3.2.1 Gebouwen
Op de voor 'Groen' aangewezen gronden mogen geen gebouwen worden gebouwd, met uitzondering van:
a. gebouwen ten dienste van openbaar nut, met dien verstande dat de oppervlakte van gebouwen ten dienste van openbaar nut maximaal 15 m2 mag bedragen en de bouwhoogte maximaal 3,30 mag bedragen.
3.2.2 Ondergrondse inzamelvoorzieningen
Voor het bouwen van ondergrondse inzamelvoorzieningen gelden de volgende regels:
a. de oppervlakte van een voorziening mag maximaal 30 m2bedragen;
b. de hoogte bovengronds mag maximaal 2,00 m bedragen;
c. de verticale diepte ondergronds mag maximaal 4,00 m bedragen.

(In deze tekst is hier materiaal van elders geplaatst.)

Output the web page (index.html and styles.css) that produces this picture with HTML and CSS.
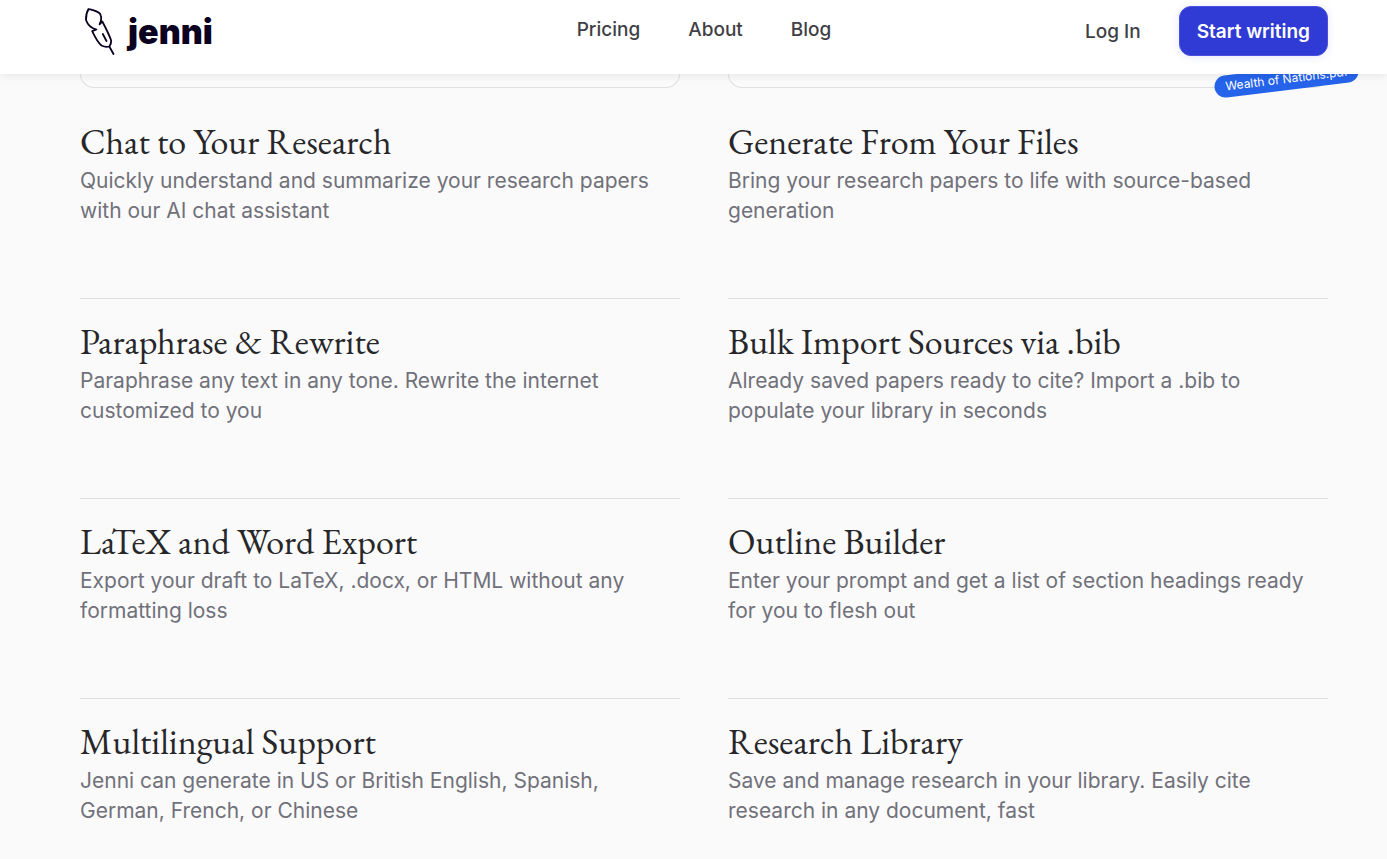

3.2.3 Bouwwerken, geen gebouw zijnde
Op de voor 'Groen' aangewezen gronden mogen uitsluitend worden gebouwd bouwwerken, geen gebouw zijnde:
a. ten behoeve van onder- en/of bovengrondse voorzieningen voor de opvang en buffering van water;
b. behorende tot het straatmeubilair;
c. ten behoeve van openbaar nut;
d. daarmee vergelijkbare bouwwerken.
3.2.4 Overige regels
De hoogte van bouwwerken, geen gebouw zijnde mag maximaal 6,00 m bedragen, met dien verstande dat de bouwhoogte van erfafscheidingen voor de naar de weg gekeerde bouwgrens maximaal 1,00 m en achter de naar de weg gekeerde bouwgrens maximaal 2,00 m mag bedragen en de hoogte van voorzieningen voor verlichting maximaal 12,00 m mag bedragen.